STARGAZERS have been treated to a spectacular pink supermoon that lit up night skies across the world.

April’s Pink Moon is the biggest and brightest full moon of the year so far and the first following the Spring Equinox.

Incredible images captured the phenomenon on Tuesday night before its peak in the early hours of Wednesday.

The celestial event was visible in the UK from about 6.55pm but the best views came after nightfall.

The huge moon was visible all over the globe, with photographers capturing it rising over the skies in European cities such as Venice and Vienna.

In Essex members of our Mid Essex and Colchester Gazette camera clubs snapped incredible pictures.

Supermoons are so-called because they appear 14 percent bigger and 30 percent brighter than a normal moon.

Rising in the east, they can be seen without specialist equipment.

The name Pink Moon derives not from its colour, but instead from the Native American practice of naming full moons to keep track of time.

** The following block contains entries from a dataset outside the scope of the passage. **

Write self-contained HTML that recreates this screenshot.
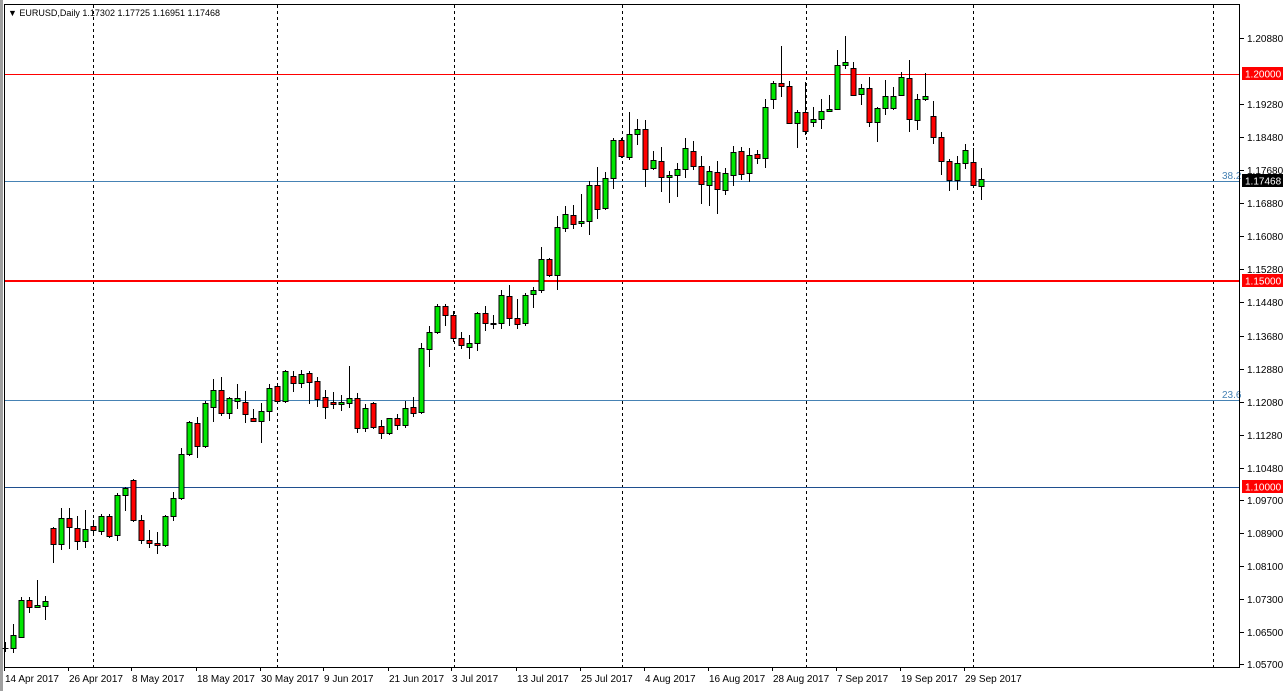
<!DOCTYPE html>
<html><head><meta charset="utf-8"><style>
html,body{margin:0;padding:0;background:#fff;width:1286px;height:691px;overflow:hidden}
svg{display:block;font-family:"Liberation Sans",sans-serif}
</style></head><body>
<svg id="s" width="1286" height="691" xmlns="http://www.w3.org/2000/svg">
<rect width="1286" height="691" fill="#fff"/>
<rect x="0" y="0" width="3" height="691" fill="#a0a0a0"/>
<g id="grid" stroke="#000" stroke-dasharray="3,3" stroke-width="1"></g>
<line x1="4" y1="74.5" x2="1240" y2="74.5" stroke="#ff0000" stroke-width="1"/>
<line x1="4" y1="281" x2="1240" y2="281" stroke="#ff0000" stroke-width="2"/>
<line x1="4" y1="487.5" x2="1240" y2="487.5" stroke="#1f4f8f" stroke-width="1"/>
<line x1="4" y1="181.5" x2="1240" y2="181.5" stroke="#4682b4" stroke-width="1"/>
<line x1="4" y1="400.5" x2="1240" y2="400.5" stroke="#4682b4" stroke-width="1"/>
<text x="1222" y="179" font-size="10" fill="#4682b4">38.2</text>
<text x="1222" y="398" font-size="10" fill="#4682b4">23.6</text>
<g id="c"></g>
<rect x="4.5" y="4.5" width="1235" height="663" fill="none" stroke="#000"/>
<g id="ax" font-size="10" fill="#000"></g>
<rect x="1242" y="67" width="41" height="13" fill="#ff0000"/>
<text x="1245" y="77.5" font-size="10" fill="#fff">1.20000</text>
<rect x="1242" y="274" width="41" height="13" fill="#ff0000"/>
<text x="1245" y="284.5" font-size="10" fill="#fff">1.15000</text>
<rect x="1242" y="480" width="41" height="13" fill="#ff0000"/>
<text x="1245" y="490.5" font-size="10" fill="#fff">1.10000</text>
<rect x="1242" y="174" width="41" height="13" fill="#000"/>
<text x="1245" y="184.5" font-size="10" fill="#fff">1.17468</text>
<text x="8" y="16" font-size="9" fill="#000">▼ EURUSD,Daily  1.17302 1.17725 1.16951 1.17468</text>
</svg>
<script>
var ns="http://www.w3.org/2000/svg";
function el(p,t,a,txt){var e=document.createElementNS(ns,t);for(var k in a)e.setAttribute(k,a[k]);if(txt)e.textContent=txt;p.appendChild(e);return e;}
var g=document.getElementById('grid');
[93,277,454,622,806,973,1213].forEach(function(x){el(g,'line',{x1:x+.5,y1:5,x2:x+.5,y2:667});});
var ax=document.getElementById('ax');
var L=[["1.20880",38],["1.19280",104],["1.18480",137],["1.17680",170],["1.16880",203],["1.16080",236],["1.15280",269],["1.14480",302],["1.13680",336],["1.12880",369],["1.12080",402],["1.11280",435],["1.10480",468],["1.09700",500],["1.08900",533],["1.08100",566],["1.07300",599],["1.06500",632],["1.05700",664]];
L.forEach(function(l){el(ax,'line',{x1:1240,y1:l[1]+.5,x2:1244,y2:l[1]+.5,stroke:'#000'});el(ax,'text',{x:1247,y:l[1]+4},l[0]);});
var D=[["14 Apr 2017",4],["26 Apr 2017",68],["8 May 2017",131],["18 May 2017",196],["30 May 2017",260],["9 Jun 2017",323],["21 Jun 2017",388],["3 Jul 2017",451],["13 Jul 2017",516],["25 Jul 2017",580],["4 Aug 2017",644],["16 Aug 2017",708],["28 Aug 2017",772],["7 Sep 2017",836],["19 Sep 2017",900],["29 Sep 2017",964]];
D.forEach(function(d){el(ax,'line',{x1:d[1]+.5,y1:667,x2:d[1]+.5,y2:671,stroke:'#000'});el(ax,'text',{x:d[1]+1,y:682},d[0]);});
// [bodyTop, bodyBot, wickTop, wickBot, up?]
var C=[[648,648,642,652,1],[635,648,624,653,1],[600,637,597,638,1],[600,607,597,613,0],[605,607,580,608,1],[601,606,596,620,1],
[528,544,527,563,0],[518,544,508,550,1],[518,527,508,549,0],[528,541,516,550,0],[529,541,510,548,1],[526,530,520,533,0],[516,531,514,535,1],[516,536,514,538,0],[495,535,493,541,1],[488,495,487,511,1],[480,520,479,522,0],[520,540,515,544,0],[540,543,530,548,0],[543,545,532,554,0],[516,545,515,547,1],[498,516,492,521,1],[454,498,448,500,1],[422,454,421,456,1],[423,446,417,458,0],[403,446,401,448,1],[390,407,379,422,1],[390,413,377,416,0],[398,413,397,419,1],[398,401,384,409,1],[402,414,391,423,0],
[418,421,409,422,0],[411,421,403,443,1],[388,411,384,421,1],[386,401,383,402,0],[371,401,370,403,1],[376,383,371,392,0],[374,383,370,388,1],[373,382,371,404,0],[381,399,377,407,0],[397,407,390,419,0],[402,404,392,409,0],[402,404,395,411,1],[398,403,366,408,1],[398,428,393,433,0],[408,428,404,432,1],[403,427,402,429,0],[426,433,420,439,0],[418,433,418,435,1],[418,425,414,430,0],[408,425,401,428,1],[407,413,397,417,0],[348,412,343,414,1],[332,349,326,367,1],[306,332,304,334,1],[306,315,304,326,0],[315,338,311,342,0],[338,345,332,349,0],[343,347,335,359,1],[313,343,312,351,1],[313,323,306,331,0],
[323,324,315,329,0],[295,323,290,329,1],[296,318,285,326,0],[318,324,299,329,0],[295,323,293,326,1],[290,294,287,308,1],[259,290,247,293,1],[259,275,258,277,0],[227,275,216,290,1],[214,228,206,232,1],[215,224,205,229,0],[221,223,194,227,1],[185,221,181,235,1],[185,209,167,219,0],[178,208,172,210,1],[140,178,138,189,1],[140,156,138,158,0],[134,157,112,160,1],[129,134,119,145,1],[129,169,120,187,0],[160,168,151,170,1],[161,177,147,192,0],[175,177,171,203,1],[169,175,163,197,1],[148,169,138,178,1],[151,166,141,170,0],[166,184,156,204,0],[171,185,166,206,1],[172,189,161,214,0],[173,190,168,195,1],
[152,175,146,186,1],[151,174,147,180,0],[155,173,148,182,1],[154,158,150,164,0],[107,158,99,168,1],[83,99,81,109,1],[83,86,46,97,0],[86,123,81,124,0],[112,123,110,148,1],[112,131,82,135,0],[119,122,107,127,1],[111,119,99,129,1],[109,111,95,112,1],[65,109,50,110,1],[62,65,36,69,1],[68,95,62,96,0],[88,94,84,105,1],[88,122,77,127,0],[108,122,107,142,1],[96,108,80,115,1],[96,108,87,110,1],[77,95,72,96,1],[78,119,60,132,0],[99,120,94,130,1],[96,99,73,101,1],[116,137,101,144,0],[137,161,132,175,0],[161,180,159,191,0],[163,180,156,190,1],[150,163,144,169,1],[162,185,148,186,0],[179,186,168,200,1]];
var cg=document.getElementById('c');
C.forEach(function(c,i){var x=Math.round(5+8*i)+.5;
el(cg,'line',{x1:x,y1:c[2],x2:x,y2:c[3],stroke:'#000','stroke-width':1});
var h=Math.max(c[1]-c[0],1);
if(c[1]-c[0]<1){el(cg,'line',{x1:x-3,y1:c[0]+.5,x2:x+3,y2:c[0]+.5,stroke:'#000'});}
else el(cg,'rect',{x:x-2.5,y:c[0]+.5,width:5,height:h,fill:c[4]?'#00e600':'#ff0000',stroke:'#000','stroke-width':1});
});
</script>
</body></html>
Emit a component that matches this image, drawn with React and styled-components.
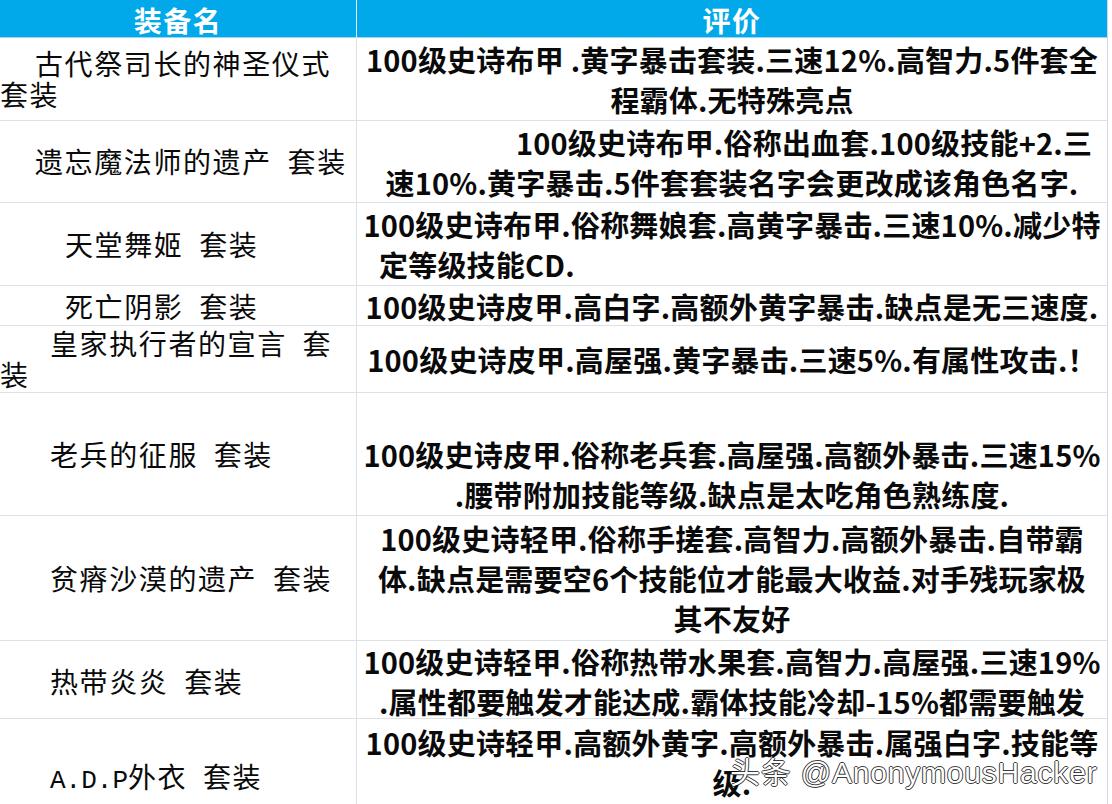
import styled, { createGlobalStyle } from 'styled-components';

const GlobalStyle = createGlobalStyle`
  html, body {
    margin: 0;
    padding: 0;
    background: #fff;
    overflow: hidden;
  }
  body {
    font-family: "Noto Sans CJK SC", "Noto Sans", sans-serif;
    color: #0a0a0a;
  }
`;

const Sheet = styled.div`
  position: relative;
  width: 1108px;
  height: 804px;
  overflow: hidden;
  border-right: 1px solid #cfd8e4;
  box-sizing: border-box;
`;

const Row = styled.div`
  display: grid;
  grid-template-columns: 357px 1fr;
  height: ${p => p.$h}px;
  border-bottom: 1px solid #dde0e5;
  box-sizing: border-box;
`;

const HeadRow = styled(Row)`
  background: #01a9ea;
  border-bottom: 1px solid #9fd3ee;
`;

const HeadCell = styled.div`
  display: flex;
  align-items: center;
  justify-content: center;
  color: #fff;
  font-size: 28px;
  font-weight: 700;
  letter-spacing: 1.5px;
  border-right: ${p => (p.$last ? 'none' : '1px solid #e8f4fb')};
`;

const NameCell = styled.div`
  display: flex;
  flex-direction: column;
  justify-content: ${p => (p.$valign === 'end' ? 'flex-end' : 'center')};
  padding-bottom: ${p => (p.$valign === 'end' ? '7px' : '0')};
  border-right: 1px solid #dde0e5;
  box-sizing: border-box;
`;

const NameLine = styled.div`
  padding-left: ${p => p.$indent}px;
  font-size: 28px;
  font-weight: 400;
  letter-spacing: 1.6px;
  line-height: 31px;
  white-space: pre;
`;

const Mono = styled.span`
  font-family: "Liberation Mono", monospace;
  font-size: 26px;
  letter-spacing: 0;
`;

const DescCell = styled.div`
  display: flex;
  flex-direction: column;
  justify-content: ${p => (p.$valign === 'end' ? 'flex-end' : 'center')};
  padding-bottom: ${p => (p.$valign === 'end' ? '1px' : '0')};
  min-width: 0;
`;

const DescLine = styled.div`
  text-align: ${p => p.$align || 'center'};
  padding-left: ${p => p.$indent || 0}px;
  font-size: 29px;
  font-weight: 700;
  letter-spacing: 0.2px;
  line-height: 40px;
  white-space: pre;
`;

const Watermark = styled.div`
  position: absolute;
  left: 730px;
  top: 748px;
  font-family: "Liberation Sans", "Noto Sans CJK SC", sans-serif;
  font-size: 30px;
  font-weight: 400;
  color: #fff;
  letter-spacing: 0.8px;
  text-shadow:
    1px 0 0 rgba(0, 0, 0, 0.75),
    -1px 0 0 rgba(0, 0, 0, 0.75),
    0 1px 0 rgba(0, 0, 0, 0.75),
    0 -1px 0 rgba(0, 0, 0, 0.75);
  white-space: pre;
  pointer-events: none;
`;

const rows = [
  {
    h: 83,
    name: [{ t: '古代祭司长的神圣仪式', i: 35 }, { t: '套装', i: 0 }],
    desc: [
      { t: '100级史诗布甲 .黄字暴击套装.三速12%.高智力.5件套全' },
      { t: '程霸体.无特殊亮点' },
    ],
  },
  {
    h: 82,
    name: [{ t: '遗忘魔法师的遗产  套装', i: 35 }],
    desc: [
      { t: '100级史诗布甲.俗称出血套.100级技能+2.三', indent: 144 },
      { t: '速10%.黄字暴击.5件套套装名字会更改成该角色名字.' },
    ],
  },
  {
    h: 83,
    name: [{ t: '天堂舞姬  套装', i: 65 }],
    desc: [
      { t: '100级史诗布甲.俗称舞娘套.高黄字暴击.三速10%.减少特' },
      { t: '定等级技能CD.', align: 'left', indent: 22 },
    ],
  },
  {
    h: 40,
    name: [{ t: '死亡阴影  套装', i: 65 }],
    desc: [{ t: '100级史诗皮甲.高白字.高额外黄字暴击.缺点是无三速度.' }],
  },
  {
    h: 67,
    name: [{ t: '皇家执行者的宣言  套', i: 50 }, { t: '装', i: 0 }],
    desc: [{ t: '100级史诗皮甲.高屋强.黄字暴击.三速5%.有属性攻击.！' }],
  },
  {
    h: 123,
    descAlign: 'end',
    name: [{ t: '老兵的征服  套装', i: 50 }],
    desc: [
      { t: '100级史诗皮甲.俗称老兵套.高屋强.高额外暴击.三速15%' },
      { t: '.腰带附加技能等级.缺点是太吃角色熟练度.' },
    ],
  },
  {
    h: 125,
    name: [{ t: '贫瘠沙漠的遗产  套装', i: 50 }],
    desc: [
      { t: '100级史诗轻甲.俗称手搓套.高智力.高额外暴击.自带霸' },
      { t: '体.缺点是需要空6个技能位才能最大收益.对手残玩家极' },
      { t: '其不友好' },
    ],
  },
  {
    h: 78,
    name: [{ t: '热带炎炎  套装', i: 50 }],
    desc: [
      { t: '100级史诗轻甲.俗称热带水果套.高智力.高屋强.三速19%' },
      { t: '.属性都要触发才能达成.霸体技能冷却-15%都需要触发' },
    ],
  },
  {
    h: 86,
    nameAlign: 'end',
    name: [{ t: '外衣  套装', i: 50, mono: 'A.D.P' }],
    desc: [
      { t: '100级史诗轻甲.高额外黄字.高额外暴击.属强白字.技能等' },
      { t: '级.' },
    ],
  },
];

export default function App() {
  return (
    <>
      <GlobalStyle />
      <Sheet>
        <HeadRow $h={38}>
          <HeadCell>装备名</HeadCell>
          <HeadCell $last>评价</HeadCell>
        </HeadRow>
        {rows.map((row, idx) => (
          <Row key={idx} $h={row.h}>
            <NameCell $valign={row.nameAlign}>
              {row.name.map((line, j) => (
                <NameLine key={j} $indent={line.i}>
                  {line.mono && <Mono>{line.mono}</Mono>}
                  {line.t}
                </NameLine>
              ))}
            </NameCell>
            <DescCell $valign={row.descAlign}>
              {row.desc.map((line, j) => (
                <DescLine key={j} $align={line.align} $indent={line.indent}>
                  {line.t}
                </DescLine>
              ))}
            </DescCell>
          </Row>
        ))}
        <Watermark>头条 @AnonymousHacker</Watermark>
      </Sheet>
    </>
  );
}
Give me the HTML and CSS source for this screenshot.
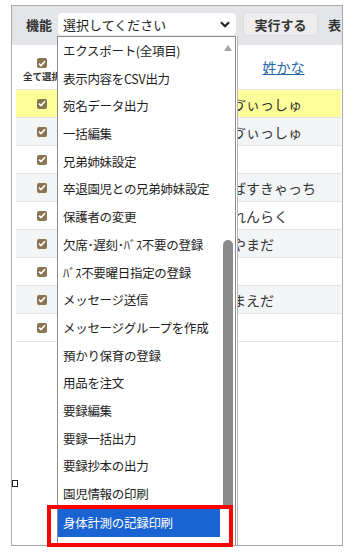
FILE: index.html
```html
<!DOCTYPE html>
<html lang="ja">
<head>
    <meta charset="UTF-8">
    <meta name="viewport" content="width=device-width, initial-scale=1.0">
    <title>園児一覧</title>
    <link rel="stylesheet" href="styles.css">
</head>
<body>
<div class="page">

    <div class="panel">
        <!-- 機能バー -->
        <div class="toolbar">
            <span class="tool-label">機能</span>
            <div class="select-box">
                <span>選択してください</span>
                <svg class="chevron" width="10" height="7" viewBox="0 0 10 7"><path d="M1 1.2 L5 5.2 L9 1.2" fill="none" stroke="#222" stroke-width="2.2"/></svg>
            </div>
            <button class="run-btn">実行する</button>
            <span class="tool-label more">表</span>
        </div>

        <!-- 一覧 -->
        <div class="list">
            <div class="list-head">
                <div class="col-check">
                    <span class="chk"><svg width="8" height="7" viewBox="0 0 8 7"><path d="M1 3.6 L3 5.6 L7 1.2" fill="none" stroke="#fff" stroke-width="1.6"/></svg></span>
                    <span class="all-label">全て選択</span>
                </div>
                <div class="col-name"></div>
                <div class="col-kana"><a href="#">姓かな</a></div>
            </div>

            <div class="row current">
                <div class="col-check"><span class="chk"><svg width="8" height="7" viewBox="0 0 8 7"><path d="M1 3.6 L3 5.6 L7 1.2" fill="none" stroke="#fff" stroke-width="1.6"/></svg></span></div>
                <div class="col-name"></div>
                <div class="col-kana">ゔぃっしゅ</div>
            </div>
            <div class="row">
                <div class="col-check"><span class="chk"><svg width="8" height="7" viewBox="0 0 8 7"><path d="M1 3.6 L3 5.6 L7 1.2" fill="none" stroke="#fff" stroke-width="1.6"/></svg></span></div>
                <div class="col-name"></div>
                <div class="col-kana">ゔぃっしゅ</div>
            </div>
            <div class="row">
                <div class="col-check"><span class="chk"><svg width="8" height="7" viewBox="0 0 8 7"><path d="M1 3.6 L3 5.6 L7 1.2" fill="none" stroke="#fff" stroke-width="1.6"/></svg></span></div>
                <div class="col-name"></div>
                <div class="col-kana"></div>
            </div>
            <div class="row">
                <div class="col-check"><span class="chk"><svg width="8" height="7" viewBox="0 0 8 7"><path d="M1 3.6 L3 5.6 L7 1.2" fill="none" stroke="#fff" stroke-width="1.6"/></svg></span></div>
                <div class="col-name"></div>
                <div class="col-kana">ばすきゃっち</div>
            </div>
            <div class="row">
                <div class="col-check"><span class="chk"><svg width="8" height="7" viewBox="0 0 8 7"><path d="M1 3.6 L3 5.6 L7 1.2" fill="none" stroke="#fff" stroke-width="1.6"/></svg></span></div>
                <div class="col-name"></div>
                <div class="col-kana">れんらく</div>
            </div>
            <div class="row">
                <div class="col-check"><span class="chk"><svg width="8" height="7" viewBox="0 0 8 7"><path d="M1 3.6 L3 5.6 L7 1.2" fill="none" stroke="#fff" stroke-width="1.6"/></svg></span></div>
                <div class="col-name"></div>
                <div class="col-kana">やまだ</div>
            </div>
            <div class="row">
                <div class="col-check"><span class="chk"><svg width="8" height="7" viewBox="0 0 8 7"><path d="M1 3.6 L3 5.6 L7 1.2" fill="none" stroke="#fff" stroke-width="1.6"/></svg></span></div>
                <div class="col-name"></div>
                <div class="col-kana"></div>
            </div>
            <div class="row">
                <div class="col-check"><span class="chk"><svg width="8" height="7" viewBox="0 0 8 7"><path d="M1 3.6 L3 5.6 L7 1.2" fill="none" stroke="#fff" stroke-width="1.6"/></svg></span></div>
                <div class="col-name"></div>
                <div class="col-kana">まえだ</div>
            </div>
            <div class="row">
                <div class="col-check"><span class="chk"><svg width="8" height="7" viewBox="0 0 8 7"><path d="M1 3.6 L3 5.6 L7 1.2" fill="none" stroke="#fff" stroke-width="1.6"/></svg></span></div>
                <div class="col-name"></div>
                <div class="col-kana"></div>
            </div>
        </div>
    </div>

    <!-- 開いた状態の選択リスト -->
    <div class="dropdown">
        <ul class="menu">
            <li>エクスポート(全項目)</li>
            <li>表示内容をCSV出力</li>
            <li>宛名データ出力</li>
            <li>一括編集</li>
            <li>兄弟姉妹設定</li>
            <li>卒退園児との兄弟姉妹設定</li>
            <li>保護者の変更</li>
            <li>欠席･遅刻･ﾊﾞｽ不要の登録</li>
            <li>ﾊﾞｽ不要曜日指定の登録</li>
            <li>メッセージ送信</li>
            <li>メッセージグループを作成</li>
            <li>預かり保育の登録</li>
            <li>用品を注文</li>
            <li>要録編集</li>
            <li>要録一括出力</li>
            <li>要録抄本の出力</li>
            <li>園児情報の印刷</li>
            <li class="selected">身体計測の記録印刷</li>
        </ul>
        <div class="scroll-up"></div>
        <div class="scroll-thumb"></div>
    </div>

    <!-- 赤枠の注記 -->
    <div class="callout"></div>
    <span class="edge-mark"></span>
</div>
</body>
</html>
```

FILE: styles.css
```css
/* Base */
body {
    margin: 0;
    background: #fff;
    font-family: "Noto Sans CJK JP", "Noto Sans", sans-serif;
    color: #222;
}

.page {
    position: relative;
    width: 351px;
    height: 558px;
    overflow: hidden;
}

.panel {
    margin: 5px 0 0 11px;
    width: 332px;
    height: 541px;
    box-sizing: border-box;
    border: 1px solid #a9a9a9;
    overflow: hidden;
}

/* Toolbar */
.toolbar {
    display: flex;
    align-items: center;
    height: 39px;
    padding: 0 0 3px 14px;
    box-sizing: border-box;
    background: #e3e5e8;
    white-space: nowrap;
}

.toolbar > * {
    flex-shrink: 0;
}

.tool-label {
    font-size: 13px;
    font-weight: bold;
    color: #333;
}

.tool-label.more {
    margin-left: 10px;
}

.select-box {
    display: flex;
    align-items: center;
    justify-content: space-between;
    width: 178px;
    height: 22px;
    margin-left: 6px;
    padding: 0 6px 0 5px;
    box-sizing: border-box;
    background: #fff;
    border-radius: 4px;
    font-size: 13px;
    color: #222;
}

.run-btn {
    width: 75px;
    height: 24px;
    margin-left: 7px;
    padding: 0;
    border: 1px solid #dcdcdc;
    border-radius: 4px;
    background: #ededed;
    font-family: inherit;
    font-size: 13px;
    font-weight: bold;
    color: #333;
}

/* List table */
.list {
    padding: 0 1px 0 4px;
}

.list-head,
.row {
    display: flex;
    box-sizing: border-box;
}

.list-head {
    height: 45px;
    border-bottom: 1px solid #e6e6e6;
}

.col-check {
    width: 52px;
    flex-shrink: 0;
    display: flex;
    flex-direction: column;
    align-items: center;
    justify-content: center;
}

.list-head .col-check {
    justify-content: flex-start;
    padding-top: 13px;
}

.col-name {
    width: 164px;
    flex-shrink: 0;
}

.col-kana {
    flex: 1;
    display: flex;
    align-items: center;
    font-size: 14px;
    color: #333;
    white-space: nowrap;
}

.list-head .col-kana {
    justify-content: center;
    padding-right: 6px;
}

.list-head .col-kana a {
    color: #2467a8;
    font-size: 14px;
}

.all-label {
    margin-top: 1px;
    font-size: 9.5px;
    font-weight: bold;
    color: #333;
    white-space: nowrap;
}

.chk {
    display: flex;
    align-items: center;
    justify-content: center;
    width: 10px;
    height: 10px;
    border-radius: 2px;
    background: #8a7553;
}

.row {
    height: 28px;
    border-bottom: 1px solid #e3e3e3;
}

.row:nth-child(odd) {
    background: #f3f4f6;
}

.row.current {
    background: #ffff99;
}

/* Opened select list */
.dropdown {
    position: absolute;
    left: 57px;
    top: 36px;
    width: 179px;
    height: 509px;
    box-sizing: border-box;
    border: 1px solid #8d8d8d;
    border-bottom: none;
    background: #fff;
    box-shadow: 1px 0 0 #fff, 2px 0 0 #b8b8b8;
}

.menu {
    list-style: none;
    margin: 0;
    padding: 0;
    width: 164px;
}

.menu li {
    height: 27.7px;
    line-height: 27.7px;
    padding-left: 5px;
    font-size: 12.5px;
    letter-spacing: -0.3px;
    color: #1e1e1e;
    white-space: nowrap;
}

.menu li.selected {
    height: 28px;
    line-height: 28px;
    margin: 1px 2px 0 0;
    background: #1a63d3;
    color: #fff;
}

.scroll-up {
    position: absolute;
    left: 166px;
    top: 8px;
    width: 0;
    height: 0;
    border-left: 4.5px solid transparent;
    border-right: 4.5px solid transparent;
    border-bottom: 6px solid #a3a3a3;
}

.scroll-thumb {
    position: absolute;
    left: 165px;
    top: 203px;
    width: 10px;
    height: 268px;
    border-radius: 5px 5px 0 0;
    background: #8b8b8b;
}

/* Annotation */
.callout {
    position: absolute;
    left: 47px;
    top: 505px;
    width: 186px;
    height: 42px;
    box-sizing: border-box;
    border: 4px solid #ff0000;
}

.edge-mark {
    position: absolute;
    left: 12px;
    top: 480px;
    width: 4px;
    height: 5px;
    border: 1px solid #222;
}
```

April’s supermoon is named after wild ground phlox flowers, which bloom in the early spring across North America.

This moon also marks the start of festivals and holidays around the world.

In some other cultures, the pink moon is known as the sprouting grass moon, the egg moon, and the fish moon.

As this will also be a supermoon, people can expect it to look up to 14 per cent bigger and 30 per cent brighter in the sky as it reaches its closest point to Earth, known as its perigee.

This supermoon is the third of the year, following the worm moon on March 9.

The next full moon is referred to as the Flower Moon, which takes place on May 7.